Le dispositif des écoles de la deuxième chance est issu des principes contenus dans le Livre blanc de la Commission européenne « Enseigner et apprendre - vers la société cognitive » présenté par Édith Cresson, alors commissaire européen chargé de la Science, de la Recherche et du Développement, lors du Conseil européen de Madrid de décembre 1995.

Ce document fixe cinq objectifs principaux pour la politique de l'Europe en matière d'éducation et de formation :

- encourager l'acquisition de connaissances nouvelles ;

- rapprocher l'école et l'entreprise ;

- lutter contre l'exclusion ;

- maîtriser trois langues européennes ;

- traiter sur un plan égal l'investissement physique et l'investissement en formation.

C'est dans le cadre du troisième objectif, « lutter contre l'exclusion », que s'inscrivent les écoles de la deuxième chance.
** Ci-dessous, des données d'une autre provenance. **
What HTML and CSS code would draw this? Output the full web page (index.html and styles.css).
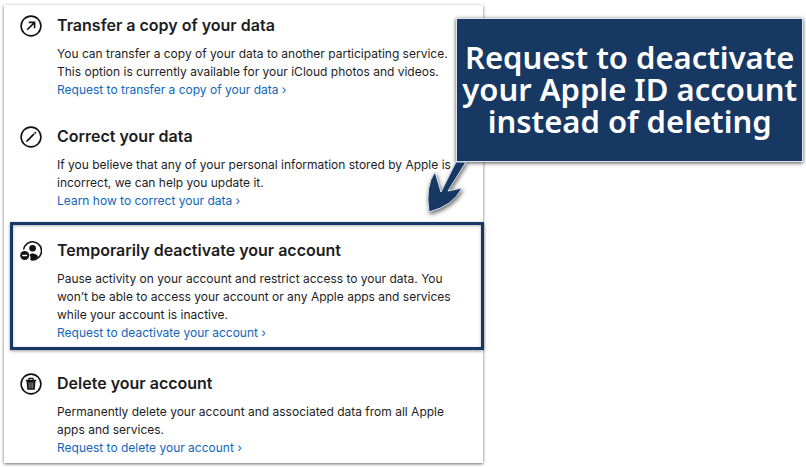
FILE: index.html
```html
<!DOCTYPE html>
<html lang="en">
<head>
    <meta charset="UTF-8">
    <meta name="viewport" content="width=device-width, initial-scale=1.0">
    <title>Manage your data</title>
    <link rel="stylesheet" href="styles.css">
</head>
<body>
    <main class="card">
        <!-- Transfer -->
        <section class="option">
            <svg class="icon" viewBox="0 0 22 22" aria-hidden="true">
                <circle class="line" cx="11" cy="11" r="9.9"/>
                <path class="line" d="M7.2 14.8L14.4 7.6M8.8 7.4h5.8v5.8"/>
            </svg>
            <div class="details">
                <h2>Transfer a copy of your data</h2>
                <p>You can transfer a copy of your data to another participating service.<br>This option is currently available for your iCloud photos and videos.</p>
                <a href="#">Request to transfer a copy of your data ›</a>
            </div>
        </section>

        <!-- Correct -->
        <section class="option">
            <svg class="icon" viewBox="0 0 22 22" aria-hidden="true">
                <circle class="line" cx="11" cy="11" r="9.9"/>
                <path d="M6 16l.6-1.8 6.9-6.9 1.2 1.2-6.9 6.9zM14 6.8l.8-.8c.7-.6 1.8.5 1.2 1.2l-.8.8z"/>
            </svg>
            <div class="details">
                <h2>Correct your data</h2>
                <p>If you believe that any of your personal information stored by Apple is<br>incorrect, we can help you update it.</p>
                <a href="#">Learn how to correct your data ›</a>
            </div>
        </section>

        <!-- Deactivate -->
        <section class="option highlight">
            <svg class="icon" viewBox="0 0 22 22" aria-hidden="true">
                <path class="line" d="M3.6 9.5A9 9 0 1 1 11 19.7"/>
                <circle cx="12.6" cy="8.3" r="3.3"/>
                <path d="M10 20c.8-1.4.7-3.6-.5-5.3 1.8-1.9 5.9-1.8 8.7 1.5-2 2.8-4.8 4-8.2 3.800z"/>
                <circle cx="4.7" cy="15.5" r="4.5"/>
                <path class="minus" d="M2.2 15.5h5"/>
            </svg>
            <div class="details">
                <h2>Temporarily deactivate your account</h2>
                <p>Pause activity on your account and restrict access to your data. You<br>won’t be able to access your account or any Apple apps and services<br>while your account is inactive.</p>
                <a href="#">Request to deactivate your account ›</a>
            </div>
        </section>

        <!-- Delete -->
        <section class="option">
            <svg class="icon" viewBox="0 0 22 22" aria-hidden="true">
                <circle class="line" cx="11" cy="11" r="9.9"/>
                <path class="line thin" d="M5.8 7.3h10.4M9 7V5.3h4V7"/>
                <path d="M6.5 8h9l-.8 8.8H7.3z"/>
                <path class="slats" d="M9.1 9.3l.2 6M11 9.3v6M12.9 9.3l-.2 6"/>
            </svg>
            <div class="details">
                <h2>Delete your account</h2>
                <p>Permanently delete your account and associated data from all Apple<br>apps and services.</p>
                <a href="#">Request to delete your account ›</a>
            </div>
        </section>
    </main>

    <!-- Callout with the arrow pointing at the highlighted option -->
    <aside class="callout">
        <p>Request to deactivate<br>your Apple ID account<br>instead of deleting</p>
        <svg class="arrow" viewBox="0 0 48 60" aria-hidden="true">
            <path d="M36 1L21 31L15 11Q5 25 9 51Q33 45 42 27L28 30L46 1z"/>
        </svg>
    </aside>
</body>
</html>
```
FILE: styles.css
```css
:root {
    --navy: #183864;
    --link: #0f66bb;
    --text: #1d1d1f;
}

* {
    box-sizing: border-box;
}

body {
    margin: 0;
    padding: 5px 4px;
    background-color: white;
    color: var(--text);
    font-family: Inter, "Liberation Sans", sans-serif;
    font-size: 12px;
    line-height: 18px;
}

h2,
p {
    margin: 0;
}

.card {
    width: 60%;
    padding: 8px 0 6px;
    background-color: white;
    box-shadow: 0 1px 3px rgba(0, 0, 0, 0.6);
}

.option {
    display: flex;
    gap: 15px;
    padding: 0 16px;
    margin-bottom: 25px;
}

.option:last-child {
    margin-bottom: 0;
}

.icon {
    width: 22px;
    height: 22px;
    margin-top: 2px;
    flex-shrink: 0;
    fill: #111;
}

.icon .line {
    fill: none;
    stroke: #111;
    stroke-width: 1.6;
}

.icon .thin {
    stroke-width: 1.2;
}

.icon .minus {
    stroke: white;
    stroke-width: 1.4;
}

.icon .slats {
    stroke: #aaa;
    stroke-width: 0.8;
}

.details {
    flex: 1;
}

.details h2 {
    margin-bottom: 8px;
    font-size: 16px;
    font-weight: 600;
    line-height: 24px;
}

.details a {
    display: block;
    color: var(--link);
    text-decoration: none;
}

.highlight {
    margin: -13px -1px 21px 6px;
    padding: 13px 7px 5px;
    border: 3px solid var(--navy);
    box-shadow: 0 1px 3px rgba(0, 0, 0, 0.4), inset 0 1px 3px rgba(0, 0, 0, 0.3);
}

.callout {
    position: absolute;
    top: 18px;
    right: 3px;
    width: 43%;
    padding: 22px 0 24px;
    border: 1px solid #dfe5ee;
    background-color: var(--navy);
    box-shadow: 0 1px 4px rgba(0, 0, 0, 0.7);
    color: white;
    font-family: "Noto Sans", "Open Sans", sans-serif;
    font-size: 31px;
    font-weight: 600;
    line-height: 32px;
    text-align: center;
    white-space: nowrap;
}

.arrow {
    position: absolute;
    top: 100%;
    left: -37px;
    width: 48px;
    height: 60px;
    fill: var(--navy);
    stroke: #dfe5ee;
    filter: drop-shadow(1px 2px 2px rgba(0, 0, 0, 0.6));
}
```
Le livre blanc leur assigne comme objectif d'« offrir aux jeunes exclus du système éducatif ou en passe de l'être les meilleures formations et le meilleur encadrement pour leur donner confiance en eux ».

Un projet pilote est lancé en France en 1997 avec l'ouverture de la première école de la deuxième chance à Marseille .
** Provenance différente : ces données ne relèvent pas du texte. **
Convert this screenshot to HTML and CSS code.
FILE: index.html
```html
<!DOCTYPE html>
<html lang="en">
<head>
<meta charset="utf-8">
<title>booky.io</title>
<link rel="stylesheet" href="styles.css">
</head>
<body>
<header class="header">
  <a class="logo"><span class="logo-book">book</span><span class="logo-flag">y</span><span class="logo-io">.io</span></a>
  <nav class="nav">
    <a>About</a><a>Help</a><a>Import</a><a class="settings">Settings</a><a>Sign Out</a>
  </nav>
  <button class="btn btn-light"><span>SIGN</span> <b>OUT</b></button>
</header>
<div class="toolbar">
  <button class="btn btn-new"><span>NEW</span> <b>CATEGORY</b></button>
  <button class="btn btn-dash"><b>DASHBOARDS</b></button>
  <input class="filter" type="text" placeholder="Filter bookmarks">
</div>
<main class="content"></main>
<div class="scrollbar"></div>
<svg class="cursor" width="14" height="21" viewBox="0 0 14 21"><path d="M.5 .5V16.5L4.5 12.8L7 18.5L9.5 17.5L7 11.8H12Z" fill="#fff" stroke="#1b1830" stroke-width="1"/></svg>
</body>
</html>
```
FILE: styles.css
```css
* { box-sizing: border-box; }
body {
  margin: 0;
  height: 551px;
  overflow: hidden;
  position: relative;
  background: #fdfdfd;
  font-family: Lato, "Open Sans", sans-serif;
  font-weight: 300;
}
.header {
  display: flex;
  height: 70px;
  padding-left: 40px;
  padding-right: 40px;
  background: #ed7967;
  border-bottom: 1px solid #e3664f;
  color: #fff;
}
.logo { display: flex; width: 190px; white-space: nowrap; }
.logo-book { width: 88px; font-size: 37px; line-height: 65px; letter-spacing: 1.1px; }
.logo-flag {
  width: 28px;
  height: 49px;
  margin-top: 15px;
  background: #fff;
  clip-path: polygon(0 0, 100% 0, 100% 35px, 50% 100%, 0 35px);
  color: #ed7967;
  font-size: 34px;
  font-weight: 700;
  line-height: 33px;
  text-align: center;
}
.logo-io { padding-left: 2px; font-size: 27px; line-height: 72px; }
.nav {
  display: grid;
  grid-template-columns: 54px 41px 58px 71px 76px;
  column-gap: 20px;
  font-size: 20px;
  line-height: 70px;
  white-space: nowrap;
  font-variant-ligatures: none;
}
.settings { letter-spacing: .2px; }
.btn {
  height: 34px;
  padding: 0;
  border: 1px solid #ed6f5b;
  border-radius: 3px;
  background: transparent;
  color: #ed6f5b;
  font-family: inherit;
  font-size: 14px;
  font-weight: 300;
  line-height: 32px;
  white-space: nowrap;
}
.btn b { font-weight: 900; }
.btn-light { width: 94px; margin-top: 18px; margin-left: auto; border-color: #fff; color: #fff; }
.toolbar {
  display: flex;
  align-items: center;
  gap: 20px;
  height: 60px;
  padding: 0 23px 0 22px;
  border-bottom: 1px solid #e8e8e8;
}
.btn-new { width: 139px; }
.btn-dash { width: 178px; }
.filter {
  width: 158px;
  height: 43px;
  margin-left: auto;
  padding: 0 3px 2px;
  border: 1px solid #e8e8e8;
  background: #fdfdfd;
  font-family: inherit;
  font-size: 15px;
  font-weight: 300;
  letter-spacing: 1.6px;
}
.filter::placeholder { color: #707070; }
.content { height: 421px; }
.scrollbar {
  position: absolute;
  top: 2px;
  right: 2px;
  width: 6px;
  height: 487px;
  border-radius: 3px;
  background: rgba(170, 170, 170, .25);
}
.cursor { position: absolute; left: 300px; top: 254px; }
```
Le dispositif bénéficie depuis 2007 d'une reconnaissance législative. Il figure à l'article L. 214-14 du code de l'éducation introduit par la loi n° 2007-297 du 5 mars 2007 relative à la prévention de la délinquance qui dispose que « les écoles de la deuxième chance participent au service public régional de la formation professionnelle et proposent une formation à des personnes de 16 à 25 ans dépourvues de qualification professionnelle ou de diplôme . [...] L'État et les régions apportent leur concours aux formations dispensées dans les conditions déterminées par convention ».


* 1 Comité interministériel de la jeunesse, L'état de la jeunesse, Tome 2, édition 2014.